Whatever the reason, it’s OK to take on technical debt. It only becomes problematic when it is done continuously without regards for the consequences that will come later.
Worst-Case Scenario: Complete Standstill
If this is done continuously, you are in for a bad surprise. I have worked on a project where each feature was difficult to develop, and always led to multiple bugs when deployed to production. This also led to a high employee (and freelancer) turnover. Not a good situation in today’s market.
Management realized how problematic the situation was, and had called me and a few talented other developers to fix things. Initially, they assumed it could be fixed in a one year time frame. After a few months of extremely difficult development, we went back to management with the bad news that, according to our rough estimates, this effort would take several years.
Understandably, this was not what they wanted to hear. But it was realistic. For years, the company had built up technical debt, without repaying it. When they finally wanted to repay this debt, they were unpleasantly surprised by the cost.

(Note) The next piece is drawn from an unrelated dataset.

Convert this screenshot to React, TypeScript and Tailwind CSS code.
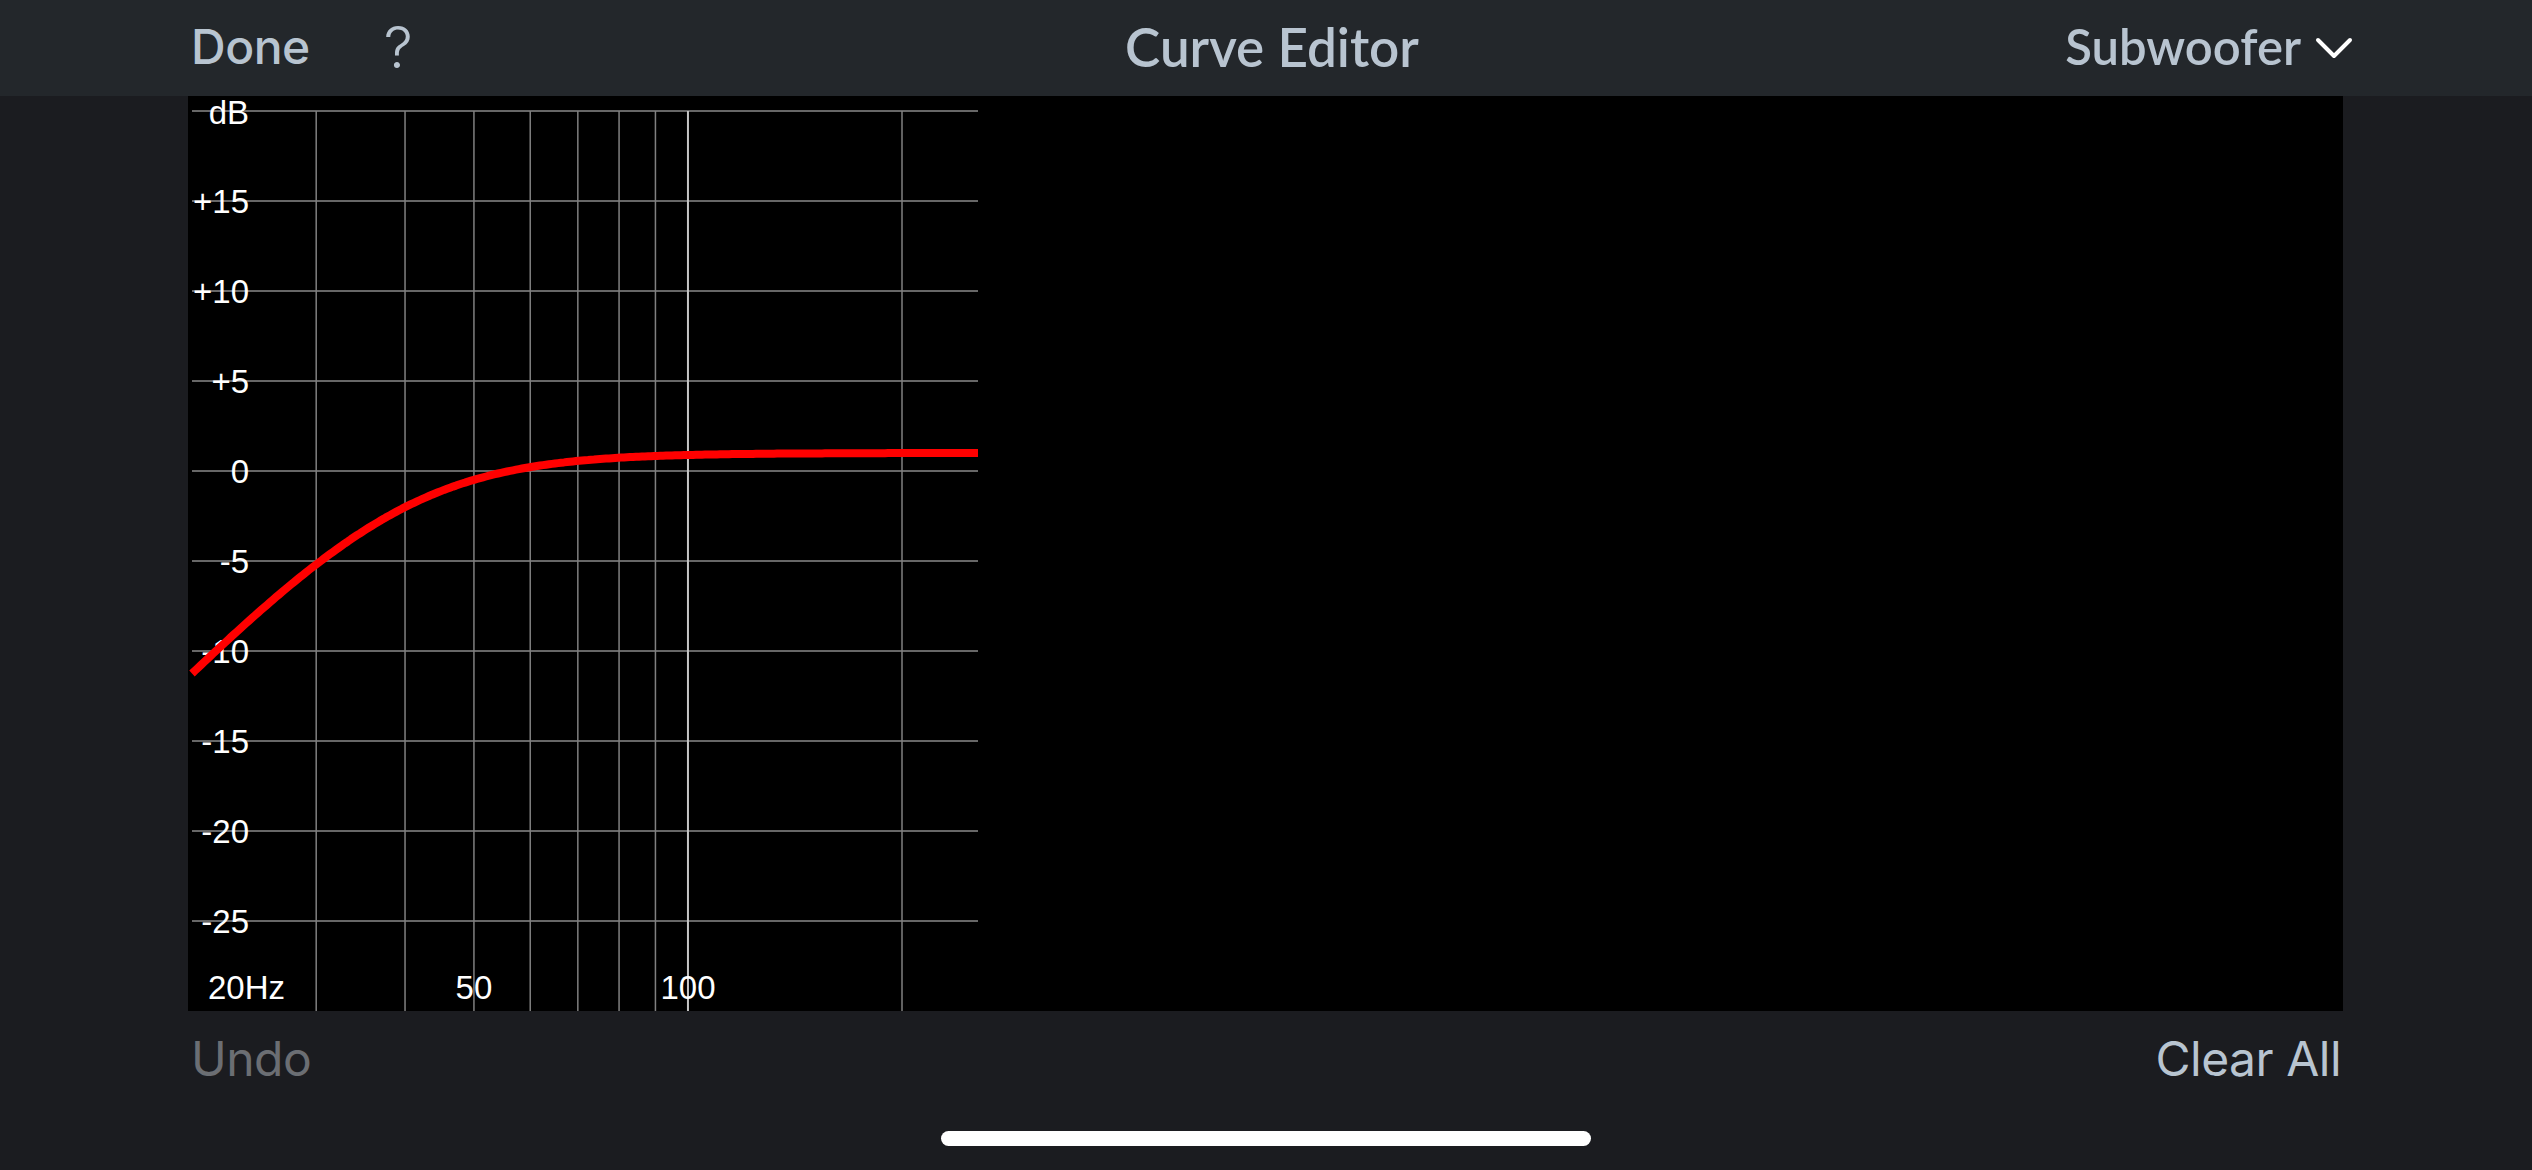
import React from "react";

// chart geometry (svg coords inside the black panel)
const X0 = 3;
const PX_PER_DECADE = 711;
const TOP = 15;
const STEP = 90; // 5 dB
const BOTTOM = 915;
const RIGHT = 790;

const fx = (f: number) => X0 + PX_PER_DECADE * Math.log10(f / 20);
const dy = (db: number) => TOP + (20 - db) * (STEP / 5);

const dbLabels = ["dB", "+15", "+10", "+5", "0", "-5", "-10", "-15", "-20", "-25"];
const freqLines = [30, 40, 50, 60, 70, 80, 90, 100, 200];

function curvePoints() {
    const pts: string[] = [];
    for (let x = 4; x <= RIGHT; x += 3) {
        const f = 20 * Math.pow(10, (x - X0) / PX_PER_DECADE);
        const r4 = Math.pow(f / 40, 4);
        const db = 1 + 10 * Math.log10(r4 / (1 + r4));
        pts.push(`${x},${dy(db).toFixed(1)}`);
    }
    return pts.join(" ");
}

function Chart() {
    return (
        <svg width="2155" height="915" viewBox="0 0 2155 915" className="block">
            {/* horizontal grid */}
            {dbLabels.map((_, i) => (
                <line
                    key={"h" + i}
                    x1={4}
                    x2={RIGHT}
                    y1={TOP + i * STEP}
                    y2={TOP + i * STEP}
                    stroke="#8a8a8a"
                    strokeWidth={1.5}
                />
            ))}
            {/* vertical grid */}
            {freqLines.map((f) => (
                <line
                    key={"v" + f}
                    x1={fx(f)}
                    x2={fx(f)}
                    y1={TOP}
                    y2={BOTTOM}
                    stroke={f === 100 ? "#c4c4c4" : "#808080"}
                    strokeWidth={f === 100 ? 2 : 1.5}
                />
            ))}

            {/* dB labels */}
            <g fill="#ffffff" fontFamily="'Liberation Sans', Arial, sans-serif" fontSize="33">
                {dbLabels.map((t, i) => (
                    <text key={t} x={61} y={TOP + i * STEP + (i === 0 ? 13 : 12)} textAnchor="end">
                        {t}
                    </text>
                ))}
                <text x={20} y={903}>20Hz</text>
                <text x={fx(50)} y={903} textAnchor="middle">50</text>
                <text x={fx(100)} y={903} textAnchor="middle">100</text>
            </g>

            {/* response curve */}
            <polyline points={curvePoints()} fill="none" stroke="#ff0000" strokeWidth={8} strokeLinejoin="round" />
        </svg>
    );
}

export default function App() {
    return (
        <div className="w-[2532px] h-[1170px] bg-[#1b1c20] flex flex-col overflow-hidden">
            {/* Header */}
            <div className="h-[96px] bg-[#23272b] grid grid-cols-[1fr_auto_1fr] items-center pl-[191px] pr-[179px] text-[#b8c4d0]">
                <div className="flex items-center gap-[74px] pb-[3px]">
                    <span className="text-[48px] font-medium tracking-[-0.5px]" style={{ fontFamily: "Inter, 'Noto Sans', sans-serif" }}>
                        Done
                    </span>
                    <span className="text-[58px] font-light leading-none" style={{ fontFamily: "Inter, 'Noto Sans', sans-serif" }}>
                        ?
                    </span>
                </div>
                <div className="text-[53px] font-semibold pb-[3px]" style={{ fontFamily: "Lato, 'Noto Sans', sans-serif" }}>
                    Curve Editor
                </div>
                <div className="flex items-center justify-end gap-[14px] pb-[2px]">
                    <span className="text-[49px] font-semibold" style={{ fontFamily: "Lato, 'Noto Sans', sans-serif" }}>
                        Subwoofer
                    </span>
                    <svg width="38" height="24" viewBox="0 0 38 24" className="mt-[2px]">
                        <polyline points="3,4 19,20 35,4" fill="none" stroke="#ffffff" strokeWidth="4" strokeLinecap="round" strokeLinejoin="round" />
                    </svg>
                </div>
            </div>

            {/* Curve panel */}
            <div className="ml-[188px] w-[2155px] h-[915px] bg-black">
                <Chart />
            </div>

            {/* Footer actions */}
            <div className="h-[90px] flex items-center justify-between pl-[191px] pr-[191px] pt-[5px]" style={{ fontFamily: "Inter, 'Noto Sans', sans-serif" }}>
                <span className="text-[48px] text-[#6b6e73] tracking-[-0.5px]">Undo</span>
                <span className="text-[48px] text-[#b8c4d0] tracking-[-0.5px]">Clear All</span>
            </div>

            {/* Home indicator */}
            <div className="flex justify-center pt-[30px]">
                <div className="w-[650px] h-[15px] rounded-full bg-white" />
            </div>
        </div>
    );
}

This led to a difficult position. On the one hand, the cost of fixing the application was enormous and would hinder the development of new features. On the other hand, not doing anything meant continuing along the path of constant bugfixes and developers leaving.
Better Sooner Than Later
Not many organizations are in such a bad situation, but it’s important to keep in mind that sooner or later, you should pay back the technical debt that you acquired. And later is fine, as long as later becomes new at some point in time. If not, your developers will leave, as might your customers, and your competitors could will move faster.